Try as CEO David Pyott might, he just can't seem to wean Allergan (AGN) from its addiction to Botox. The company is a prisoner of its own success -- Botox is 29 percent of Allergan's sales; the wrinkle-killer added 10 percent revenue growth in Q2 2011; and newer products that Allergan has added to its portfolio have failed to impress.

Worse, the wheels appear to be falling off the company's obesity intervention business. The Lap-Band stomach-cincher received expanded approval from the FDA in February for use in less obese adults -- yet sales slipped 15 percent in that division, to just $52 million for the quarter. We're in the middle of an obesity crisis, Allergan has the most advanced surgical device for that problem, and yet somehow it can't sell the thing. The company also discontinued development of its "Easyband" remote-adjustable gastric band system, on the grounds that it was too complicated.

Latisse, the company's eyelash lengthener, saw a bit of a lift following the appearance of Claire Danes in ads for the product, but it's still only $25.3 million of Allergan's $1.3 billion in quarterly revenues.

Pyott was asked about the Lap-Band fail on his analysts' conference call.

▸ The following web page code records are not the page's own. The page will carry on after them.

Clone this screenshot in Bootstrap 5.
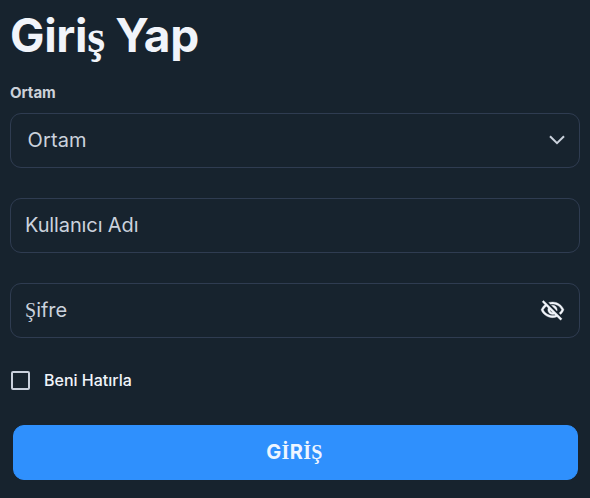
<!DOCTYPE html>
<html lang="tr">
<head>
<meta charset="utf-8">
<meta name="viewport" content="width=device-width, initial-scale=1">
<title>Giriş Yap</title>
<link href="https://cdn.jsdelivr.net/npm/bootstrap@5.3.0/dist/css/bootstrap.min.css" rel="stylesheet">
<style>
body{background:#17232e;color:#f1f4fa;font-family:Inter,"Liberation Sans",sans-serif;height:498px;overflow:hidden}
.alt{font-family:"Liberation Serif",serif;line-height:1}
.login{padding:0 10px}
.title{font-size:46px;font-weight:700;line-height:56px;padding-top:7px;letter-spacing:-.35px}
.field-label{font-size:15px;font-weight:700;line-height:20px;color:#ccd1d9;margin-top:20px;margin-bottom:10px;letter-spacing:-.05px}
.field{height:55px;border:1px solid #2f3c51;border-radius:11px;color:#cbd2dd;font-size:20px;line-height:30px;margin-bottom:30px;padding:0 14px 2px}
.field.env{padding-left:16.5px;padding-right:14.5px;letter-spacing:.15px}
.entry{letter-spacing:-.12px}
.tick{width:19px;height:19px;margin:0 0 0 1px;border:2px solid #c9d0dc;border-radius:2px!important;background-color:transparent}
.remember{height:24px;margin-top:30px;font-size:16px;font-weight:500;gap:14px}
.remember span{line-height:22px;padding-bottom:1px}
.submit{--bs-btn-bg:#2f90fd;--bs-btn-color:#eef5ff;--bs-btn-border-color:#2f90fd;height:55px;border-radius:11px;font-size:20px;font-weight:700;line-height:30px;padding:0 2px 2px 0;letter-spacing:.35px}
.submit-wrap{margin:33px 2px 0 3px}
</style>
</head>
<body>
<main>
<form class="login d-flex flex-column">
<h1 class="title mb-0">Giri<span class="alt">ş</span> Yap</h1>
<div class="field-label">Ortam</div>
<div class="field env d-flex align-items-center justify-content-between" role="combobox">
<span>Ortam</span>
<svg width="16" height="10" viewBox="0 0 16 10" fill="none" stroke="#cbd2dd" stroke-width="2"><path d="M1 1.2l7 7 7-7"/></svg>
</div>
<div class="field d-flex align-items-center" role="textbox"><span class="entry">Kullanıcı Adı</span></div>
<div class="field d-flex align-items-center justify-content-between mb-0" role="textbox">
<span><span class="alt">Ş</span>ifre</span>
<svg width="25" height="25" viewBox="0 0 24 24" fill="#f1f4fa" stroke="#f1f4fa" stroke-width=".3"><path d="M12 6c3.79 0 7.17 2.13 8.82 5.5-.59 1.22-1.42 2.27-2.41 3.12l1.41 1.41c1.39-1.23 2.49-2.77 3.18-4.53C21.27 7.11 17 4 12 4c-1.27 0-2.49.2-3.64.57l1.65 1.65C10.66 6.09 11.32 6 12 6zm-1.07 1.14L13 9.21c.57.25 1.03.71 1.28 1.28l2.07 2.07c.08-.34.14-.7.14-1.07C16.5 9.01 14.48 7 12 7c-.37 0-.72.05-1.07.14zM2.01 3.87l2.68 2.68C3.06 7.83 1.77 9.53 1 11.5 2.73 15.89 7 19 12 19c1.52 0 2.98-.29 4.32-.82l3.42 3.42 1.41-1.41L3.42 2.45 2.01 3.87zm7.5 7.5l2.61 2.61c-.04.01-.08.02-.12.02-1.38 0-2.5-1.12-2.5-2.5 0-.05.01-.08.01-.13zm-3.4-3.4l1.75 1.75c-.23.55-.36 1.15-.36 1.78 0 2.48 2.02 4.5 4.5 4.5.63 0 1.23-.13 1.77-.36l.98.98c-.88.24-1.8.38-2.75.38-3.79 0-7.17-2.13-8.82-5.5.7-1.43 1.72-2.61 2.93-3.53z" transform="translate(0 .8)"/></svg>
</div>
<label class="remember d-flex align-items-center"><input class="form-check-input tick" type="checkbox"><span>Beni Hatırla</span></label>
<div class="submit-wrap"><button type="button" class="btn submit w-100">G<span class="alt">İ</span>R<span class="alt">İŞ</span></button></div>
</form>
</main>
<script src="https://cdn.jsdelivr.net/npm/bootstrap@5.3.0/dist/js/bootstrap.bundle.min.js"></script>
</body>
</html>
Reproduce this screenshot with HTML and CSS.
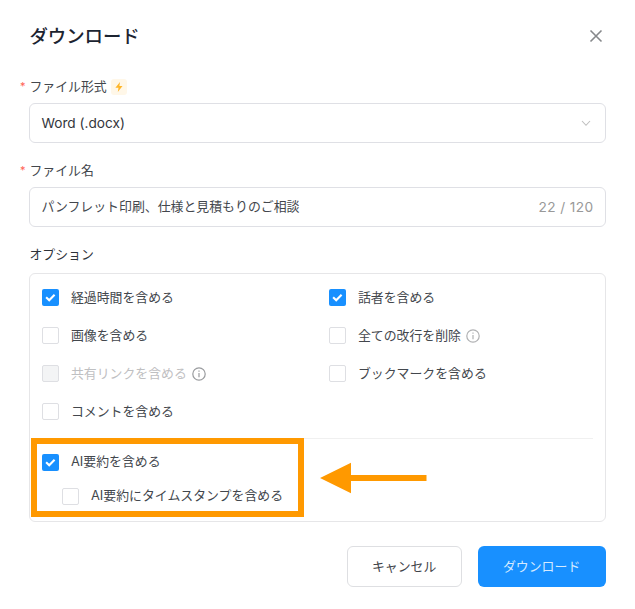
FILE: index.html
```html
<!DOCTYPE html>
<html lang="ja">
<head>
<meta charset="utf-8">
<title>ダウンロード</title>
<link rel="stylesheet" href="styles.css">
</head>
<body>
<main class="dialog">
  <header class="header">
    <h1 class="title">ダウンロード</h1>
    <svg class="close" viewBox="0 0 14 14"><path d="M1.5 1.5l11 11M12.5 1.5l-11 11"/></svg>
  </header>

  <div class="label"><span class="required">*</span>ファイル形式
    <span class="bolt"><svg viewBox="0 0 16 16"><path d="M9 3L4.4 8.8H7.5L6.8 13L11.5 7.1H8.4Z"/></svg></span>
  </div>
  <div class="field">
    <span class="latin">Word (.docx)</span>
    <svg class="chevron" viewBox="0 0 10 7"><path d="M1 1l4 4.3L9 1"/></svg>
  </div>

  <div class="label"><span class="required">*</span>ファイル名</div>
  <div class="field">
    <span>パンフレット印刷、仕様と見積もりのご相談</span>
    <span class="counter">22 / 120</span>
  </div>

  <div class="label options-label">オプション</div>
  <section class="options">
    <div class="grid">
      <div class="option"><span class="box checked"><svg viewBox="0 0 16 16"><path d="M4 7.9l3 3L12.2 5.5"/></svg></span><span>経過時間を含める</span></div>
      <div class="option"><span class="box checked"><svg viewBox="0 0 16 16"><path d="M4 7.9l3 3L12.2 5.5"/></svg></span><span>話者を含める</span></div>
      <div class="option"><span class="box"></span><span>画像を含める</span></div>
      <div class="option"><span class="box"></span><span>全ての改行を削除</span><svg class="info" viewBox="0 0 14 14"><circle cx="7" cy="7" r="6.2"/><path d="M7 6v4.3M7 3.6v1.2"/></svg></div>
      <div class="option disabled"><span class="box"></span><span>共有リンクを含める</span><svg class="info dark" viewBox="0 0 14 14"><circle cx="7" cy="7" r="6.2"/><path d="M7 6v4.3M7 3.6v1.2"/></svg></div>
      <div class="option"><span class="box"></span><span>ブックマークを含める</span></div>
      <div class="option"><span class="box"></span><span>コメントを含める</span></div>
    </div>
    <div class="summary">
      <div class="option"><span class="box checked"><svg viewBox="0 0 16 16"><path d="M4 7.9l3 3L12.2 5.5"/></svg></span><span>AI要約を含める</span></div>
      <div class="option nested"><span class="box"></span><span>AI要約にタイムスタンプを含める</span></div>
      <div class="highlight"></div>
      <svg class="arrow" viewBox="0 0 107 32"><path d="M0 16L31 .7V13H106.5v6H31v12.3Z"/></svg>
    </div>
  </section>

  <footer class="footer">
    <button class="button cancel">キャンセル</button>
    <button class="button primary">ダウンロード</button>
  </footer>
</main>
</body>
</html>
```
FILE: styles.css
```css
* {
  box-sizing: border-box;
}

body {
  margin: 0;
  background: #fff;
  color: #43474d;
  font: 12.9px/20px Inter, "Noto Sans CJK JP", sans-serif;
}

svg {
  display: block;
  fill: none;
}

.dialog {
  width: 635px;
  height: 609px;
  padding: 20px 29.4px 0 29.4px;
}

.header {
  display: flex;
  align-items: center;
  justify-content: space-between;
  height: 32px;
  margin-bottom: 25px;
}

.title {
  margin: 0;
  color: #1c2431;
  font-size: 18.4px;
  font-weight: 500;
}

.close {
  width: 14px;
  height: 14px;
  margin-right: 3px;
  stroke: #86888b;
  stroke-width: 1.6;
}

.label {
  position: relative;
  display: flex;
  align-items: center;
  height: 20px;
  margin-bottom: 6px;
}

.required {
  position: absolute;
  left: -9.5px;
  top: -1px;
  color: #ff6257;
  font-size: 11px;
}

.bolt {
  width: 16px;
  height: 16px;
  margin-left: 4px;
  border-radius: 3px;
  background: #fff7e8;
}

.bolt path {
  fill: #ffb629;
}

.field {
  display: flex;
  align-items: center;
  justify-content: space-between;
  height: 40px;
  margin-bottom: 18px;
  padding: 0 11px;
  border: 1px solid #dfe0e5;
  border-radius: 6px;
}

.latin {
  color: #33363b;
  font-size: 13.7px;
}

.chevron {
  width: 10px;
  height: 7px;
  margin-right: 2.5px;
  stroke: #bfbfbf;
  stroke-width: 1.1;
}

.counter {
  color: #999;
  font-size: 13.7px;
  letter-spacing: 0.4px;
}

.options-label {
  margin-bottom: 8px;
  color: #2e333a;
}

.options {
  height: 249px;
  padding: 4.6px 12px 0;
  border: 1px solid #e6e6e8;
  border-radius: 6px;
}

.grid {
  display: grid;
  grid-template-columns: 287px 1fr;
  grid-auto-rows: 38px;
  height: 160.4px;
  border-bottom: 1px solid #f0f0f0;
}

.option {
  display: flex;
  align-items: center;
  gap: 12px;
}

.box {
  width: 16.5px;
  height: 16.5px;
  border: 1px solid #dedfe3;
  border-radius: 2px;
}

.checked {
  border: 0;
  background: #1890ff;
}

.checked path {
  stroke: #fff;
  stroke-width: 2;
}

.disabled {
  color: #bfc0c2;
}

.disabled .box {
  background: #f3f4f5;
}

.info {
  width: 14px;
  height: 14px;
  margin-left: -7px;
  stroke: #b0b1b3;
  stroke-width: 1.2;
}

.dark {
  stroke: #999b9e;
}

.summary {
  position: relative;
  padding-top: 6.5px;
}

.summary .option {
  height: 34px;
}

.nested {
  padding-left: 20px;
}

.highlight {
  position: absolute;
  left: -11.5px;
  top: -1px;
  width: 273px;
  height: 79px;
  border: 6px solid #f90;
}

.arrow {
  position: absolute;
  left: 278px;
  top: 23px;
  width: 107px;
  height: 32px;
  fill: #f90;
}

.footer {
  display: flex;
  justify-content: flex-end;
  gap: 16px;
  margin-top: 24px;
}

.button {
  width: 115px;
  height: 41px;
  padding: 0;
  border: 1px solid #dedfe2;
  border-radius: 6px;
  background: #fff;
  color: #3f4349;
  font: inherit;
}

.primary {
  width: 128px;
  border: 0;
  background: #1890ff;
  color: #d5eaff;
}
```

His frustration was evident:

Well, clearly, when you look through all the results of the company, you can imagine if you were sitting on my chair, this is an area that's getting a lot of attention because it's the only thing where I can be less than satisfied.
... We have dedicated special resources to this area, not only at the management level but also at the field account level. So I think that's going to be Step 1. And I'm going to be spending, as well as the person who runs that business, a lot of time on how we're going to bring this around.
But that one, clearly, has a red dot beside it, and it's getting a lot of attention.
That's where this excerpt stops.